The DeepSeek series have huge model weights, it takes some time to compile the model with `torch.compile` for the first time if you have added the flag `--enable-torch-compile`. By default, `torch.compile` will automatically cache the FX graph and Triton in `/tmp/torchinductor_root`, which might be cleared according to the [system policy](https://serverfault.com/questions/377348/when-does-tmp-get-cleared). You can export the environment variable `TORCHINDUCTOR_CACHE_DIR` to save compilation cache in your desired directory to avoid unwanted deletion. You can also share the cache with other machines to reduce the compilation time. You may refer to the [PyTorch official documentation](https://pytorch.org/tutorials/recipes/torch_compile_caching_tutorial.html) and [SGLang Documentation](./torch_compile_cache.md) for more details.

### Launch with One node of 8 H200

Please refer to [the example](https://github.com/sgl-project/sglang/tree/main/benchmark/deepseek_v3#using-docker-recommended). **Note that Deepseek V3 is already in FP8. So we should not run it with any quantization arguments like `--quantization fp8 --kv-cache-dtype fp8_e5m2`.** Also, `--enable-dp-attention` can be useful to improve for Deepseek V3/R1's throughput. Please refer to [Data Parallelism Attention](https://docs.sglang.ai/references/deepseek.html#multi-head-latent-attention-mla-throughput-optimizations) for detail.

### Running examples on Multi-node

- [Serving with two H20*8 nodes](https://github.com/sgl-project/sglang/tree/main/benchmark/deepseek_v3#example-serving-with-two-h208-nodes).

- [Serving with two H200*8 nodes and docker](https://github.com/sgl-project/sglang/tree/main/benchmark/deepseek_v3#example-serving-with-two-h2008-nodes-and-docker).

- [Serving with four A100*8 nodes](https://github.com/sgl-project/sglang/tree/main/benchmark/deepseek_v3#example-serving-with-four-a1008-nodes).

## Optimizations

### Multi-head Latent Attention (MLA) Throughput Optimizations

**Description**: [MLA](https://arxiv.org/pdf/2405.04434) is an innovative attention mechanism introduced by the DeepSeek team, aimed at improving inference efficiency. SGLang has implemented specific optimizations for this, including:

- **Weight Absorption**: By applying the associative law of matrix multiplication to reorder computation steps, this method balances computation and memory access and improves efficiency in the decoding phase.
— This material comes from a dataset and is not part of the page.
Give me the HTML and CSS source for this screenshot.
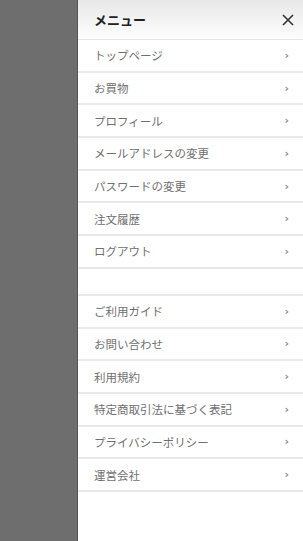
FILE: index.html
```html
<!DOCTYPE html>
<html lang="ja">
<head>
    <meta charset="UTF-8">
    <meta name="viewport" content="width=device-width, initial-scale=1.0">
    <title>メニュー</title>
    <link rel="stylesheet" href="styles.css">
</head>
<body>

    <div class="overlay"></div>

    <nav class="drawer">
        <!-- Header -->
        <div class="drawer-header">
            <span class="drawer-title">メニュー</span>
            <span class="drawer-close">
                <svg width="12" height="12" viewBox="0 0 12 12">
                    <path d="M1 1 L11 11 M11 1 L1 11" stroke="#333" stroke-width="1.6" fill="none"/>
                </svg>
            </span>
        </div>

        <!-- Member Menu -->
        <ul class="menu-list">
            <li><a href="#">トップページ</a></li>
            <li><a href="#">お買物</a></li>
            <li><a href="#">プロフィール</a></li>
            <li><a href="#">メールアドレスの変更</a></li>
            <li><a href="#">パスワードの変更</a></li>
            <li><a href="#">注文履歴</a></li>
            <li><a href="#">ログアウト</a></li>
        </ul>

        <div class="menu-spacer"></div>

        <!-- Info Menu -->
        <ul class="menu-list">
            <li><a href="#">ご利用ガイド</a></li>
            <li><a href="#">お問い合わせ</a></li>
            <li><a href="#">利用規約</a></li>
            <li><a href="#">特定商取引法に基づく表記</a></li>
            <li><a href="#">プライバシーポリシー</a></li>
            <li><a href="#">運営会社</a></li>
        </ul>
    </nav>

</body>
</html>
```

FILE: styles.css
```css
/* General Styles */
* {
    margin: 0;
    padding: 0;
    box-sizing: border-box;
}

body {
    font-family: "Noto Sans CJK JP", "Liberation Sans", sans-serif;
    display: flex;
    min-height: 100vh;
    background: #fff;
}

/* Dimmed page behind the drawer */
.overlay {
    width: 78px;
    flex-shrink: 0;
    background: #6e6e6e;
    border-right: 1px solid #555;
}

.drawer {
    flex: 1;
    background: #fff;
}

/* Header */
.drawer-header {
    height: 40px;
    display: flex;
    align-items: center;
    justify-content: space-between;
    padding: 0 9px 0 16px;
    background: linear-gradient(to bottom, #e8e8e8 0%, #fdfdfd 100%);
    border-bottom: 1px solid #e6e6e6;
}

.drawer-title {
    font-size: 13px;
    font-weight: bold;
    color: #222;
}

.drawer-close {
    display: flex;
    width: 12px;
    height: 12px;
}

/* Menu rows */
.menu-list {
    list-style: none;
}

.menu-list li {
    border-bottom: 2px solid #e9e9e9;
}

.menu-list a {
    display: flex;
    align-items: center;
    justify-content: space-between;
    height: 30.7px;
    padding: 0 14px 0 16px;
    font-size: 11.5px;
    color: #707070;
    text-decoration: none;
}

.menu-list a::after {
    content: "›";
    font-family: "DejaVu Sans", sans-serif;
    font-size: 11px;
    font-weight: bold;
    color: #888;
}

.menu-spacer {
    height: 27px;
    border-bottom: 2px solid #e9e9e9;
}
```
- **Triton Decoding Kernel Optimization**: In the MLA decoding kernel, there is only one KV head. This optimization reduces memory access to the KV cache by processing multiple query heads within one block, accelerating the decoding process.

- **FP8 Quantization**: W8A8 FP8 and KV Cache FP8 quantization enables efficient FP8 inference. Additionally, we have implemented Batched Matrix Multiplication (BMM) operator to facilitate FP8 inference in MLA with weight absorption.

- **CUDA Graph & Torch.compile**: Both MLA and Mixture of Experts (MoE) are compatible with CUDA Graph and Torch.compile, which reduces latency and accelerates decoding speed for small batch sizes.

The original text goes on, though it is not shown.